The discussion began at the source — crops. Deputies held that pesticides currently have the biggest impact on the safety of farm produce. Some farmers have weak awareness of safe use, considering only efficacy and not toxicity when buying pesticides. “Most farmers know pesticides are toxic, but to them, anything that kills pests or cures disease is a good drug,” said Da Jianwen, NPC deputy and vice-chair of the Zibo CPPCC, Shandong. Moreover, each pesticide has a prescribed dose, but some farmers increase it arbitrarily to kill pests faster, accelerating resistance and polluting the soil, lowering efficacy and forcing yet higher doses — a vicious cycle.

Lü Mingchen, NPC deputy and deputy director of the Legislative Affairs Committee of the Shandong People’s Congress, described to fellow deputies the rampant illegal food additives he had seen during field research: “Much seafood has been soaked in acid, and adding industrial formaldehyde to dried seafood such as sea cucumber and squid is also common.” His remarks drew sighs from the deputies — over crop planting, processing, gutter oil, substandard hygiene and more.

“There must be severe punishment!” said Sun Jing, NPC deputy and deputy director of the Standing Committee of the Liaocheng People’s Congress, Shandong. She suggested raising rewards for residents who report food-safety problems, encouraging society-wide oversight of violations, dealing firmly with illegal workshops and traders, heavily fining and ordering rectification of substandard catering businesses, and revoking licences in serious cases. She noted that the NPC last year carried out enforcement inspections of the Food Safety Law’s implementation, reaching farms, tables, student canteens, inspection bodies and processing plants for whole-chain checks; attending the related meetings was both educational and confidence-building.

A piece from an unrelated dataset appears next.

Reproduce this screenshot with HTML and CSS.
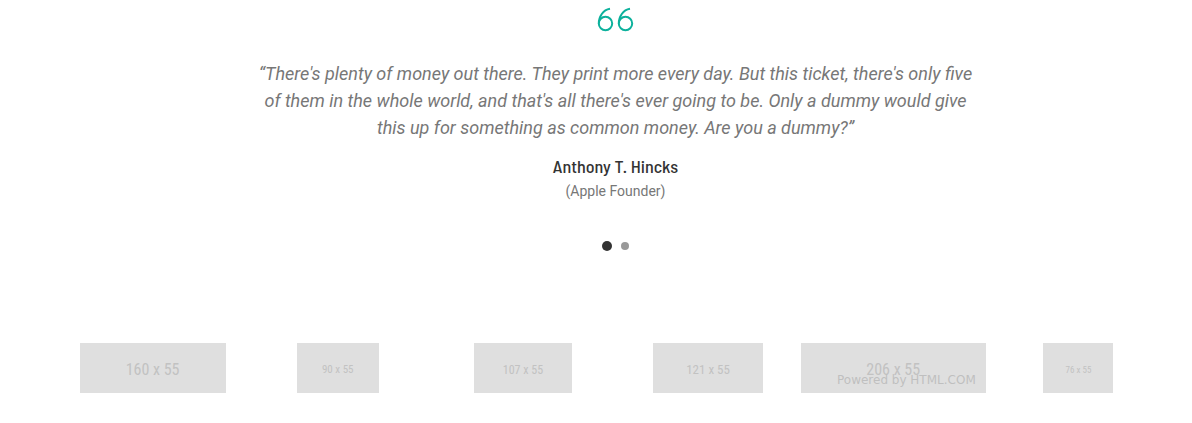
FILE: index.html
```html
<!DOCTYPE html>
<html lang="en">
<head>
<meta charset="utf-8">
<meta name="viewport" content="width=device-width, initial-scale=1">
<title>Testimonials</title>
<link rel="stylesheet" href="styles.css">
</head>
<body>
<main class="page">
  <section class="testimonial">
    <svg class="quote-icon" viewBox="0 0 36 24" aria-hidden="true">
      <circle cx="7.5" cy="15.5" r="6.7"/>
      <path d="M.8 15.5C.8 8.5 5 2 12 .8"/>
      <circle cx="27.5" cy="15.5" r="6.7"/>
      <path d="M20.8 15.5C20.8 8.5 25 2 32 .8"/>
    </svg>
    <blockquote class="quote">“There's plenty of money out there. They print more every day. But this ticket, there's only five of them in the whole world, and that's all there's ever going to be. Only a dummy would give this up for something as common money. Are you a dummy?”</blockquote>
    <h4 class="author">Anthony T. Hincks</h4>
    <p class="role">(Apple Founder)</p>
    <div class="dots">
      <button class="dot dot-active" type="button" aria-label="Testimonial 1"></button>
      <button class="dot" type="button" aria-label="Testimonial 2"></button>
    </div>
  </section>
  <section class="brands">
    <div class="brand brand-160">160 x 55</div>
    <div class="brand brand-90">90 x 55</div>
    <div class="brand brand-107">107 x 55</div>
    <div class="brand brand-121">121 x 55</div>
    <div class="brand brand-206">206 x 55<span class="powered">Powered by HTML.COM</span></div>
    <div class="brand brand-76">76 x 55</div>
  </section>
</main>
</body>
</html>
```
FILE: styles.css
```css
body {
  margin: 0;
  background: #fff;
  color: #777;
  font-family: Roboto, sans-serif;
}
.page {
  padding: 8px 21px 30px 60px;
}
.testimonial {
  display: flex;
  flex-direction: column;
  align-items: center;
  text-align: center;
}
.quote-icon {
  width: 36px;
  height: 24px;
  overflow: visible;
  fill: none;
  stroke: #0cb19c;
  stroke-width: 2;
}
.quote {
  max-width: 730px;
  margin: 28px 0 0;
  font-size: 18px;
  font-style: italic;
  line-height: 27px;
}
.author {
  margin: 13px 0 0;
  color: #333;
  font-family: "Barlow Semi Condensed", "Roboto Condensed", Barlow, Roboto, sans-serif;
  font-size: 18px;
  font-weight: 500;
  line-height: 24px;
}
.role {
  margin: 1px 0 0;
  font-size: 14px;
  line-height: 24px;
}
.dots {
  display: flex;
  align-items: center;
  gap: 9px;
  height: 10px;
  margin-top: 38px;
}
.dot {
  width: 8px;
  height: 8px;
  padding: 0;
  border: 0;
  border-radius: 50%;
  background: #999;
}
.dot-active {
  width: 10px;
  height: 10px;
  background: #333;
}
.brands {
  display: grid;
  grid-template-columns: repeat(6, 1fr);
  justify-items: center;
  margin-top: 92px;
}
.brand {
  box-sizing: border-box;
  position: relative;
  display: flex;
  align-items: center;
  justify-content: center;
  height: 50px;
  padding-top: 4px;
  background: #dfdfdf;
  color: #c2c2c2;
  font-family: "Roboto Condensed", "Barlow Semi Condensed", "Liberation Sans", sans-serif;
  line-height: 20px;
}
.brand-160 { width: 146px; font-size: 16px; }
.brand-90 { width: 82px; font-size: 11px; }
.brand-107 { width: 98px; font-size: 12px; }
.brand-121 { width: 110px; font-size: 13px; }
.brand-206 { width: 185px; font-size: 16px; }
.brand-76 { width: 70px; font-size: 9px; }
.powered {
  position: absolute;
  right: 10px;
  bottom: 6px;
  color: #bfbfbf;
  font-family: "DejaVu Sans", sans-serif;
  font-size: 12px;
  line-height: 14px;
  white-space: nowrap;
}
```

Xu Jingyan, NPC deputy and Party secretary of Liaocheng, Shandong, said food-safety incidents have been frequent in recent years; the relevant departments take this very seriously and have actively rectified matters, greatly improving the situation. “In Liaocheng, food safety is managed not only by the food and drug administration but with major manpower and resources from all sides. Still, safeguarding food safety remains a long road,” he said. He added that the government’s grasp of food-producing enterprises’ information is not yet accurate enough and its technical means not yet sound; facing a stream of new problems, it urgently needs to broaden management channels and methods. He suggested tilting enforcement strength towards the grassroots and increasing investment there: “Substandard products are often made in townships, streets and villages — yet it is precisely this link that lacks supervisory talent and equipment.”